>> Start
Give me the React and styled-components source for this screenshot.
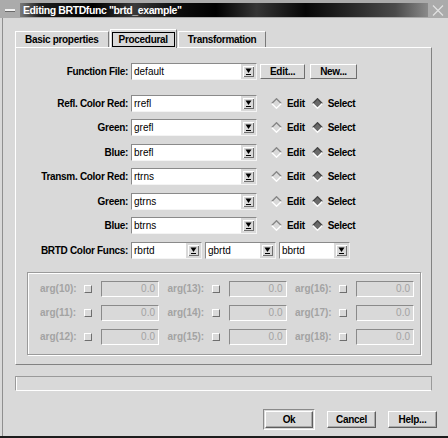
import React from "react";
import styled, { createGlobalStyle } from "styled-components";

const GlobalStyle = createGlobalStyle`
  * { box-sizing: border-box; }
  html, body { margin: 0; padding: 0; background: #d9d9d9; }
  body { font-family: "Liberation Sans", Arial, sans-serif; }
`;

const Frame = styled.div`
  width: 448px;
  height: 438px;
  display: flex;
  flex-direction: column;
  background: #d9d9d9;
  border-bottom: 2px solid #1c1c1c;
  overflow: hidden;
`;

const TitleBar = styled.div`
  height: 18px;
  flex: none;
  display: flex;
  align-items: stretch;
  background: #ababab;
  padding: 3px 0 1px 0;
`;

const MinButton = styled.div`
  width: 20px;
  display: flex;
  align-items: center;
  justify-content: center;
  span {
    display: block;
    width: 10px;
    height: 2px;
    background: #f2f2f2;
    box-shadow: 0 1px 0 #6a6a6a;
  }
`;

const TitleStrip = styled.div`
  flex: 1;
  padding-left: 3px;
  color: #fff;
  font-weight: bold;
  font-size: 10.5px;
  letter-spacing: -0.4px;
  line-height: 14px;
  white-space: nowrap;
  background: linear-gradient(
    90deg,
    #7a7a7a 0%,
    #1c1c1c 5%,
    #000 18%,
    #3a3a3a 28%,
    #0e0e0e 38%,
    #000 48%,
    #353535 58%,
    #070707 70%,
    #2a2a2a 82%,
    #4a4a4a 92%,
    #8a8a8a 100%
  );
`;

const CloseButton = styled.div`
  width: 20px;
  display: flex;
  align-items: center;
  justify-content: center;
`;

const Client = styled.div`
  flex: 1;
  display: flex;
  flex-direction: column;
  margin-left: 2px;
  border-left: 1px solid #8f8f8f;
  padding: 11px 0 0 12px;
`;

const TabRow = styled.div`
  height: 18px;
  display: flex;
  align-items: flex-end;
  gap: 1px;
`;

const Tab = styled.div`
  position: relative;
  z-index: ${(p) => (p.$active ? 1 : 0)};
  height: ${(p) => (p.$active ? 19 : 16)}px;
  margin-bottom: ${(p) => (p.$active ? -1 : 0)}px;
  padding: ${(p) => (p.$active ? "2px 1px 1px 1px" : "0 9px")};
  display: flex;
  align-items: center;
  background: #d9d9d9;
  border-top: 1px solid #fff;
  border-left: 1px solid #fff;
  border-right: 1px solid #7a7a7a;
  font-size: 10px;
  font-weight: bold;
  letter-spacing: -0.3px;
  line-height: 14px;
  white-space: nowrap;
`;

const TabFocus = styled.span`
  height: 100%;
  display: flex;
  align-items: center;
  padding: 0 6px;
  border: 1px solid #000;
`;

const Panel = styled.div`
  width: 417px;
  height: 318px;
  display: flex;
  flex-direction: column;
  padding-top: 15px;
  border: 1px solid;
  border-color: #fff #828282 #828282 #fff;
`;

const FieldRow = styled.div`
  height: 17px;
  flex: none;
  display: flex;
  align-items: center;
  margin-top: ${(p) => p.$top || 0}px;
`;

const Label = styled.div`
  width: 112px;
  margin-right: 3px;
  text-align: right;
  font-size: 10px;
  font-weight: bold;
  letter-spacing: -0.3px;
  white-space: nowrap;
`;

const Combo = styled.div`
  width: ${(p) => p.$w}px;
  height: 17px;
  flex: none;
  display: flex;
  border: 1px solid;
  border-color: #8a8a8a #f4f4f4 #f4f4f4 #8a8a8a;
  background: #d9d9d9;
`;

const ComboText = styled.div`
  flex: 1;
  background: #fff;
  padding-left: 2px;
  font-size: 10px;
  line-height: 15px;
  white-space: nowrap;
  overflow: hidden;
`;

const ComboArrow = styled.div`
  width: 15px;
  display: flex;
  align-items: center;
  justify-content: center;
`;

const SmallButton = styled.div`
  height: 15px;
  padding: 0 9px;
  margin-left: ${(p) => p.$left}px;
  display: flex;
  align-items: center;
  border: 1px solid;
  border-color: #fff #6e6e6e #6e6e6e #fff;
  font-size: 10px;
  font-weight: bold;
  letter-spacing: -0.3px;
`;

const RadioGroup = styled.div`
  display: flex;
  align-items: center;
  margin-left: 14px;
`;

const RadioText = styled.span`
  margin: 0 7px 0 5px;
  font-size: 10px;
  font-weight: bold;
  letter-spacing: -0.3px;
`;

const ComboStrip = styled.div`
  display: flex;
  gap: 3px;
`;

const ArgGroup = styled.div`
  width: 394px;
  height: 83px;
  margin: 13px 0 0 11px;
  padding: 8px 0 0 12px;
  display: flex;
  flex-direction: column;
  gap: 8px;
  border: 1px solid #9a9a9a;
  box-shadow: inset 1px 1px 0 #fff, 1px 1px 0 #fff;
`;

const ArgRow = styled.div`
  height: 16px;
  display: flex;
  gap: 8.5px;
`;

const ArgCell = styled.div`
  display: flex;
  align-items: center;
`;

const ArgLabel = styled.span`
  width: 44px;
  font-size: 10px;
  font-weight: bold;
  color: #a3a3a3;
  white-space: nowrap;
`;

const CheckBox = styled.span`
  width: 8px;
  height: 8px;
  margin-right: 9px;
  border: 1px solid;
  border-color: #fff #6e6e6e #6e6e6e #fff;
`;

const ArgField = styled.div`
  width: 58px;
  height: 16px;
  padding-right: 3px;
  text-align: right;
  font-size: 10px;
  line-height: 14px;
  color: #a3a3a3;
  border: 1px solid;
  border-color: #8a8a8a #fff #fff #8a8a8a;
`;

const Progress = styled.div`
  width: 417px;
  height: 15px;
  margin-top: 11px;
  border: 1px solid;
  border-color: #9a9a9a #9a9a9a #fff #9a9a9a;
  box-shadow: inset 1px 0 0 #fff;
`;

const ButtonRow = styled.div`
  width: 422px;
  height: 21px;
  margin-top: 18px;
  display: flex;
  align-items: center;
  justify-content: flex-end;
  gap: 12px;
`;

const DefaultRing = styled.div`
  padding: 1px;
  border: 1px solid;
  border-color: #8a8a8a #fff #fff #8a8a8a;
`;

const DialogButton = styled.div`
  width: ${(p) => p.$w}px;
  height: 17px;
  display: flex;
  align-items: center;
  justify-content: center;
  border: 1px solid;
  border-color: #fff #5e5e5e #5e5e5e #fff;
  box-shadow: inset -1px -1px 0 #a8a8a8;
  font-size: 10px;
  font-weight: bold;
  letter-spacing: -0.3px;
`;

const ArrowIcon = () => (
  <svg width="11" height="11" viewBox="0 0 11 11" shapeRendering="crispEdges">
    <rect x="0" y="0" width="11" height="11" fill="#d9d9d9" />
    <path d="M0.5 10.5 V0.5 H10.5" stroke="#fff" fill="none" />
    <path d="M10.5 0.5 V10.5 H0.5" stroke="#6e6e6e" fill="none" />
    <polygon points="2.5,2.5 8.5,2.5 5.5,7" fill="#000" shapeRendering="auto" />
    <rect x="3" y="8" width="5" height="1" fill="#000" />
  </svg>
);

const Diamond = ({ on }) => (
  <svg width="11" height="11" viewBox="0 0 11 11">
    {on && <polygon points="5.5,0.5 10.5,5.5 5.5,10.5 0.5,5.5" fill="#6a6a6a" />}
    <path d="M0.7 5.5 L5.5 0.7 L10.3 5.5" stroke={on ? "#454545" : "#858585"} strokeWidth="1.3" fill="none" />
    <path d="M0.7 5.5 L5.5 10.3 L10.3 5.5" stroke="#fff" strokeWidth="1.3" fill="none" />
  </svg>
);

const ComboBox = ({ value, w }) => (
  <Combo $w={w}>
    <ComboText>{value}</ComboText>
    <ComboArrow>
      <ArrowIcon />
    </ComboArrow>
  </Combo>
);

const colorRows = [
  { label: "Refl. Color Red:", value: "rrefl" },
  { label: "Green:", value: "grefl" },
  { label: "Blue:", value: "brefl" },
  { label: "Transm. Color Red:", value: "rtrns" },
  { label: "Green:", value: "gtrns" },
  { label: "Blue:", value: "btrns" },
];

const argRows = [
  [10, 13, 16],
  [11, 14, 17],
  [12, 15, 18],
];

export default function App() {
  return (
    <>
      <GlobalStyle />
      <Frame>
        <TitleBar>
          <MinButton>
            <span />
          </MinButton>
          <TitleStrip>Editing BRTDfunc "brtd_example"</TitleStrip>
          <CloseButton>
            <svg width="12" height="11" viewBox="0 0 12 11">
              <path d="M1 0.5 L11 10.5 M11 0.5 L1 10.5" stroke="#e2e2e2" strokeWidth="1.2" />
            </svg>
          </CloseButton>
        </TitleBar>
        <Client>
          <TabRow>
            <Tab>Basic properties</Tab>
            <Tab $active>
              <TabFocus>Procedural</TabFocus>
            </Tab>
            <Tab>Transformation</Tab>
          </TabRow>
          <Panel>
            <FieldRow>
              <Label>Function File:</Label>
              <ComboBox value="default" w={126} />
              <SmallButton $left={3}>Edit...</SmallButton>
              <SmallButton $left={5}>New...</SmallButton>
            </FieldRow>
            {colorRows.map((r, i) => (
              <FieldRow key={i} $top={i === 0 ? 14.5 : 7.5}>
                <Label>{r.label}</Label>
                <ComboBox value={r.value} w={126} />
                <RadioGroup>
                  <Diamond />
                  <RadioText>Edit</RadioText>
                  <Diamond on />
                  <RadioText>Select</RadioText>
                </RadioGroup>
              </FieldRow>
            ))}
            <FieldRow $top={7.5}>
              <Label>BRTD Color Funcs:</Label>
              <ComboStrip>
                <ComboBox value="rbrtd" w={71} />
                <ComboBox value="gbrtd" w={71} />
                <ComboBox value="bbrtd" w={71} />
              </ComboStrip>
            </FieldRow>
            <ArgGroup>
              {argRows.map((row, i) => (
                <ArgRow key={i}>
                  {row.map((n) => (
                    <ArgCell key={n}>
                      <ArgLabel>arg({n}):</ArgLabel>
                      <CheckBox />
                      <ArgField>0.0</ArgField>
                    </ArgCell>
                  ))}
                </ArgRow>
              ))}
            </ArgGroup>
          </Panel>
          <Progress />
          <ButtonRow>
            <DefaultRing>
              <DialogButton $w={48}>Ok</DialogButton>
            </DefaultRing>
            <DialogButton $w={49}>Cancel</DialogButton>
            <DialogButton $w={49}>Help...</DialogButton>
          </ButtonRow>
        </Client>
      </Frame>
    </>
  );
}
>> End
Where a line above contains the word "React", copy that line.

Give me the React and styled-components source for this screenshot.
import React from "react";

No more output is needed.